Visiting is a mostly outdoor experience of walking its length, taking in the statue of Saint Wenceslas, and exploring the grand buildings that line both sides. The National Museum anchors the upper end with its neo-Renaissance dome — it reopened after extensive renovation in 2018 and is very much worth going inside. The lower end opens toward the Old Town and the rest of central Prague. Along the way you'll find a mix of hotels, cinemas, shops, cafés, and fast food — some elegant, some tacky — which is actually honest to what the square has always been: a commercial and civic space in one.

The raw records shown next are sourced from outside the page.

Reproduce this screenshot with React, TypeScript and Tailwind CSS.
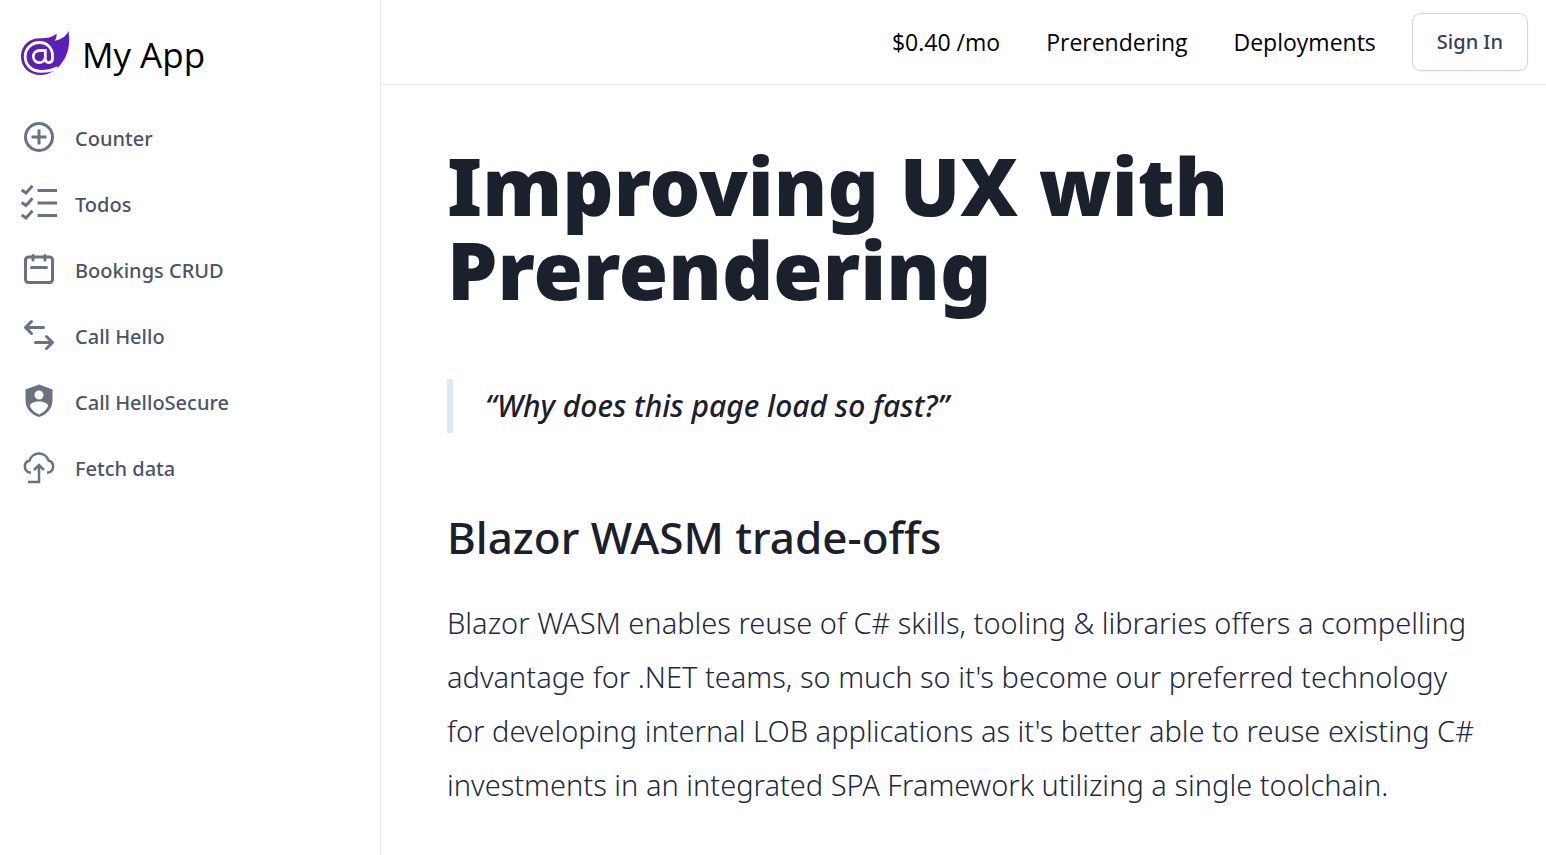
import type { ReactNode } from 'react';

const line = { fill: 'none', stroke: 'currentColor', strokeWidth: 3 } as const;

const items: { label: string; icon: ReactNode }[] = [
  {
    label: 'Counter',
    icon: (
      <g {...line}>
        <circle cx="18" cy="18" r="13.5" />
        <path d="M18 10.500v15M10.500 18h15" />
      </g>
    ),
  },
  {
    label: 'Todos',
    icon: (
      <g {...line}>
        <path d="M16.500 5.500H36M16.500 18H36M16.500 30.500H36" />
        <path strokeWidth="2.900" d="M.8 5L5 8 11.500.8M.8 17.500L5 20.500 11.500 13.300M.8 30L5 33 11.500 25.800" />
      </g>
    ),
  },
  {
    label: 'Bookings CRUD',
    icon: (
      <g {...line} strokeLinecap="round">
        <rect x="4.500" y="6" width="27" height="25.500" rx="3" />
        <path d="M12 4.500v4.500M24 4.500v4.500M10.500 16.500h15" />
      </g>
    ),
  },
  {
    label: 'Call Hello',
    icon: (
      <g {...line} strokeLinecap="round" strokeLinejoin="round">
        <path d="M10.500 4.500l-6 6 6 6M4.500 10.500h18M25.500 19.500l6 6-6 6M31.500 25.500h-17" />
      </g>
    ),
  },
  {
    label: 'Call HelloSecure',
    icon: (
      <path
        fill="currentColor"
        fillRule="evenodd"
        d="M18 1.500L31.500 6.500V17c0 8.500-5.500 14.500-13.500 17C10 31.500 4.500 25.500 4.500 17V6.500zM18 7.500a4.500 4.500 0 1 0 0 9 4.500 4.500 0 0 0 0-9zM18 18.500c-4.500 0-9.200 1.800-9.200 4.500 1.800 4 5.200 7 9.200 8.400 4-1.400 7.400-4.400 9.200-8.400 0-2.700-4.700-4.500-9.200-4.500z"
      />
    ),
  },
  {
    label: 'Fetch data',
    icon: (
      <g {...line} strokeWidth="2.500">
        <path d="M10 23.500H8.500A6.200 6.200 0 0 1 8.500 11.500a10 10 0 0 1 19 0 6.200 6.200 0 0 1 0 12H26" />
        <path d="M7 33h11V16M13 21l5-5 5 5" />
      </g>
    ),
  },
];

export default function App() {
  return (
    <div className="flex min-h-screen bg-white font-['Noto_Sans','Open_Sans',sans-serif]">
      <aside className="w-[381px] shrink-0 border-r border-gray-200 px-[21px] pt-[31px]">
        <a href="#home" className="flex items-start gap-3 font-['Open_Sans','Noto_Sans',sans-serif] text-[35px] leading-[48px] text-black">
          <svg viewBox="0 0 49 45" className="h-[45px] w-[49px]" aria-hidden="true">
            <path
              fill="#5c1fb8"
              d="M47.500 0c1.800 11 .2 22-5.800 30.500C36.500 38.500 29 44 19.500 44 8 44 0 36 0 25.500 0 14.500 8.500 7.300 19 7.300 26 7.300 31 6.500 35.500 2.800c.4 2.600-.4 5-1.800 7C40 8.500 45 5.500 47.500 0z"
            />
            <path
              fill="none"
              stroke="#fff"
              strokeWidth="2.800"
              strokeLinecap="round"
              d="M35.500 37C31 39.800 26 40.300 20 40.300 10.500 40.300 4.200 34 4.200 25.800 4.200 17.500 10.500 11.500 18.500 11.500c7.500 0 13 5.500 13 13V27.500c0 2.500-1.200 4-3.500 4s-3.700-1.500-3.700-4V19.500h-6.300a6 6 0 1 0 6.300 6.500"
            />
          </svg>
          My App
        </a>
        <nav className="mt-[25px]">
          {items.map(({ label, icon }) => (
            <a key={label} href="#" className="flex h-[66px] items-center gap-[18px] text-xl font-medium text-gray-600">
              <svg viewBox="0 0 36 36" className="size-9 text-gray-500" aria-hidden="true">
                {icon}
              </svg>
              <span className="pt-1">{label}</span>
            </a>
          ))}
        </nav>
      </aside>
      <div className="min-w-0 flex-1">
        <header className="box-content flex h-[84px] items-center justify-end gap-9 border-b border-gray-200 pr-[18px]">
          <nav className="flex gap-[46px] font-['Open_Sans','Noto_Sans',sans-serif] text-[23px] text-black">
            <a href="#pricing">$0.40 /mo</a>
            <a href="#prerendering">Prerendering</a>
            <a href="#deployments">Deployments</a>
          </nav>
          <button className="h-[58px] rounded-[9px] border border-gray-300 px-6 text-xl font-medium text-gray-700 shadow-xs">
            Sign In
          </button>
        </header>
        <main className="pt-[58px] pr-[60px] pl-[66px]">
          <h1 className="text-[80px] leading-[84px] font-black text-[#1a202c]">Improving UX with Prerendering</h1>
          <blockquote className="mt-[68px] border-l-6 border-slate-200 pl-8 text-[30px] leading-[54px] font-medium text-[#1a202c] italic">
            “Why does this page load so fast?”
          </blockquote>
          <h2 className="mt-[74px] text-[44px] leading-[60px] font-medium text-[#1a202c]">
            Blazor WASM trade-offs
          </h2>
          <p className="mt-[29px] text-[29px] leading-[54px] font-light text-slate-800">
            Blazor WASM enables reuse of C# skills, tooling &amp; libraries offers a compelling advantage for .NET teams, so
            much so it's become our preferred technology for developing internal LOB applications as it's better able to
            reuse existing C# investments in an integrated SPA Framework utilizing a single toolchain.
          </p>
        </main>
      </div>
    </div>
  );
}
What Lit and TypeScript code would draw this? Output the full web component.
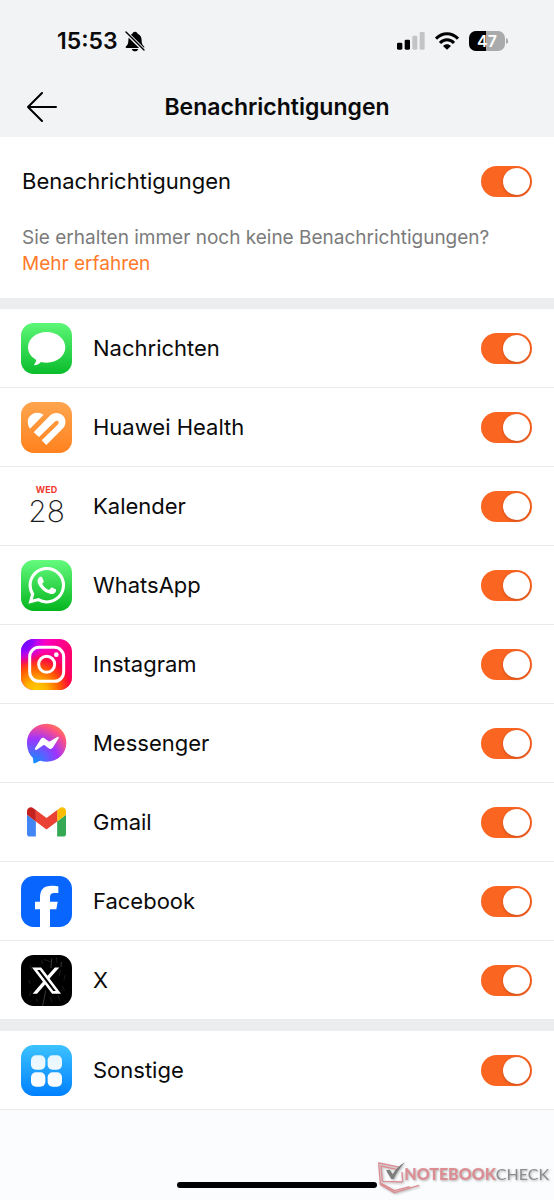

Come to the upper end near the statue in the early morning or evening if you want a quieter moment with the monument and the long view down the boulevard — it's genuinely impressive without the midday crowds. Be aware that the square and its surrounding streets have a well-documented problem with tourist traps, overpriced exchange bureaus (never use them), and shell game operators near the lower end. Stick to bank ATMs for cash and treat any street-level currency exchange with deep suspicion.

Local Tips

  1. 1

    Never use the currency exchange booths on or immediately around Wenceslas Square — the rates are predatory. Use a bank ATM, ideally from a major Czech bank like Česká spořitelna or Raiffeisenbank.

  2. 2

    The bronze horse hooves on the Saint Wenceslas statue are polished bright by decades of people touching them for luck — worth a look up close even if you're not superstitious.

  3. 3

    The National Museum admission is very reasonable and far less crowded than most of Prague's headline attractions — the mineral and meteorite collection alone is worth the price.

  4. 4

    If you're standing at the upper end near the statue and looking down the boulevard, the passage to your left (Lucerna Arcade) contains a deliberately absurd hanging sculpture — a horse hanging upside down with a rider — by Czech artist David Černý, a wry response to the Wenceslas statue outside.

When to Go

Best times
December

A Christmas market runs along part of the square and the whole boulevard lights up — atmospheric and genuinely festive, though very crowded.

Early morning (before 9am)

The square is dramatically quieter, the light on the National Museum facade is beautiful, and you can actually stop and read the historical plaques without being jostled.

Late evening

The lower end of the square becomes a focus for Prague's nightlife strip and can feel rough around the edges — fine to walk through but worth knowing about if you have young children.

Try to avoid
July–August

Peak tourist season brings heavy crowds and heat on the exposed boulevard; mornings are significantly more comfortable and less congested.

Why Visit

01

The site of the 1989 Velvet Revolution — one of the defining peaceful uprisings of the 20th century — with a memorial to student Jan Palach still visible near the statue.

02

The National Museum at its upper end is a beautifully restored 19th-century landmark with wide-ranging collections covering Czech natural history and culture.

03

It connects Old Town to the broader Nové Město district and is genuinely central to understanding how Prague works as a city, not just as a tourist destination.